Фрагменты из романа Аркадия Неделя «Zyklon «В», самой большой по объему публикации, вызвав поначалу настороженную реакцию («художественные» повествования о великих деятелях истории давно стали «детским» жанром), оказались неожиданно увлекательными. Философ Аркадий Недель, учившийся в Париже у Деррида, нашел любопытную и многообещающую форму: «исторический роман» о событиях и деятелях революции, гражданской войны и советского государства смело балансирует на грани стилизации под сюрреалистическую философскую притчу, что дает возможность автору с завидной естественностью, как бы невзначай, проговаривать устами героев глубокие исторические и философские концепции.

Очень понравились мне рассказы Дмитрия Гденича, их конкретность, их живость, явленная в них сила чувства. Насколько я не в состоянии читать его бесконечное «Странствие в Ганэлон» (в этот тип притчеобразного иносказания, чем-то напоминающего Александра Грина, я не врубаюсь, виноват, не по мне это), настолько увлекли меня, показались «близкими» и заставили сопереживать мысли, душевные состояния и обстоятельства героя, «русского» чернорабочего, живущего в Галилее и буквально врубающегося киркой и лопатой в новую землю, которую он почти боится ощутить родной, как иногда мужчина боится любви, пытаясь сохранить по отношению к «объекту» столь сильных чувств. Хоть какую-то душевную дистанцию, хоть какую-то по отношению к нему независимость. Это рассказы о неожиданно сильной любви уже немолодых мужчин. Любви к земле, к Земле обетованной. Герой вскапывает ее и сажает на ней деревья. Он ее оплодотворяет.
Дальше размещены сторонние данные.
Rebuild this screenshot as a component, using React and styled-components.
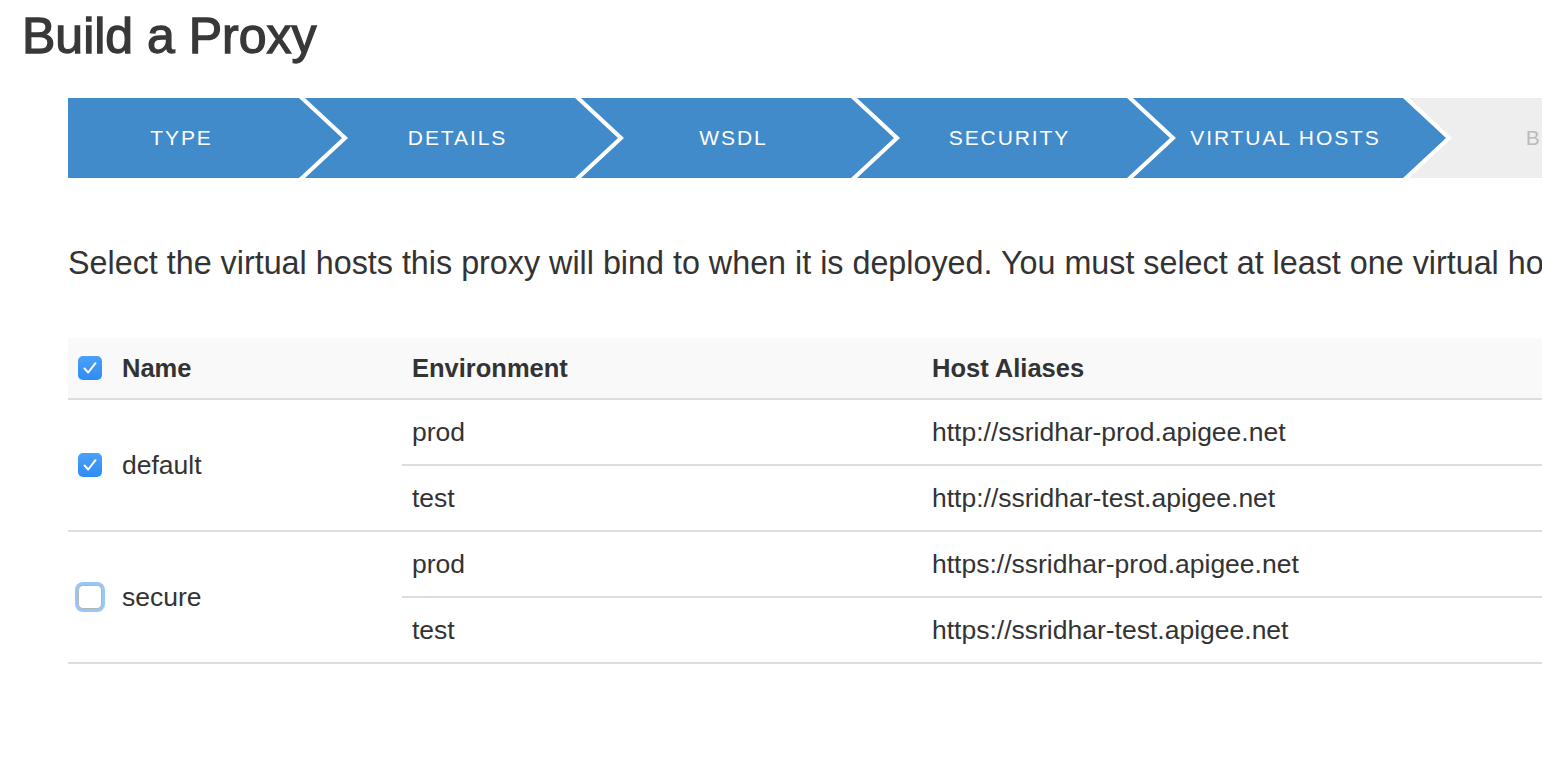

Экзотична, изобретательна и колоритна «короткая проза» Давида Дектора, мастерски сделаны рассказы Павла Пепперштейна, остроумные и яркие, чего не могу сказать о его социоэкологическом эссе «Посткосмос» с дежурной критикой капитализма и бессмысленным пророчеством о «красном флажке любви», который, «настанет день», «взовьется над ледяным океаном планеты Европа».

В наш век суперскоростей и суперлаконичных сообщений другой постоянный автор журнала взял на себя тяжелую и, возможно, неблагодарную задачу вернуть «подробности», право на жизнь. Его проза напоминает процесс рассматривания через большое увеличительное стекло, когда оно все ближе и ближе к предмету рассмотрения, до того уже близко, что контуры рассматриваемого исчезают и взору предстают какие-то ускользающие малые детали, которые живут собственной жизнью, как микроскопическая живность в трещинах кожи. И не потому, что «жизнь, как тишина осенняя, подробна». В этом погружении «многая печали», о которых автор очень точно говорит сам: «Подробность и есть поражение, это его знак, победа не знает деталей. Жизнь глотать надо быстро и не приглядываясь, как селянку в трактире. Худо-бедно терпима, пока прозреваешь вполглаза. Если ж и самую чудную жизнь обстоятельно, не выпуская мелочей, описать, то проклюнется сумрачность».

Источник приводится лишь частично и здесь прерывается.